Look through the lines and report how many include the word "React", giving nothing but the number.

──────────────────────────────

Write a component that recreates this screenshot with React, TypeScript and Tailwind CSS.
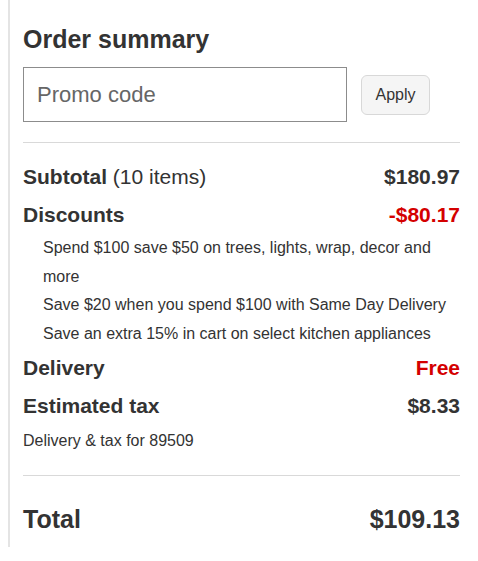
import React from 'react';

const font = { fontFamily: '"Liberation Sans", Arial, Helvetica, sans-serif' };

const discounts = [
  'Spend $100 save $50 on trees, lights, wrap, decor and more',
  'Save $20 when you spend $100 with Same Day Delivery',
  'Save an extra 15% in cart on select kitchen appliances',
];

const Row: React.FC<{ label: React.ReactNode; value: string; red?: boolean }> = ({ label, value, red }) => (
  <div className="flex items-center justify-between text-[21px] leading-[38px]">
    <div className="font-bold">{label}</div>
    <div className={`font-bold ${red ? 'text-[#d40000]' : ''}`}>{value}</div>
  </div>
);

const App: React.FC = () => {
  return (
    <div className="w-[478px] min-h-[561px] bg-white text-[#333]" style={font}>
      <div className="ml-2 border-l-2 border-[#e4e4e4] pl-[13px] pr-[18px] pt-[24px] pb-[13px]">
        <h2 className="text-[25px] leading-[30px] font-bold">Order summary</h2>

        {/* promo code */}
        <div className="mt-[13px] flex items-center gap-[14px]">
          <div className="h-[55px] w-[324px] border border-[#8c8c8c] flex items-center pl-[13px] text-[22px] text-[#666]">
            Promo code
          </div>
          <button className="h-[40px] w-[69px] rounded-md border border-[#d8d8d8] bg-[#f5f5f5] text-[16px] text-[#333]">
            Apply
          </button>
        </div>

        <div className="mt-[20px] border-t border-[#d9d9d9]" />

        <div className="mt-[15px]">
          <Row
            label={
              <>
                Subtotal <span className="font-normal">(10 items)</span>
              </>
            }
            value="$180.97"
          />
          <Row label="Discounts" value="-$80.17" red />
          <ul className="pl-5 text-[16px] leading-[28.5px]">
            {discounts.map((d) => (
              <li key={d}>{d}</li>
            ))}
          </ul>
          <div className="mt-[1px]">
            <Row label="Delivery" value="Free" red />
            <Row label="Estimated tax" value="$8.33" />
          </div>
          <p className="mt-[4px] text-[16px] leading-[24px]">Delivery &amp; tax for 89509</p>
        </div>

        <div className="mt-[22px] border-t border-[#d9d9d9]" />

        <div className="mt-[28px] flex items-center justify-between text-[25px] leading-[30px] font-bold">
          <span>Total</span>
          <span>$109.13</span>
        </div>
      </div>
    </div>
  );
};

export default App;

──────────────────────────────

» **Task response**
4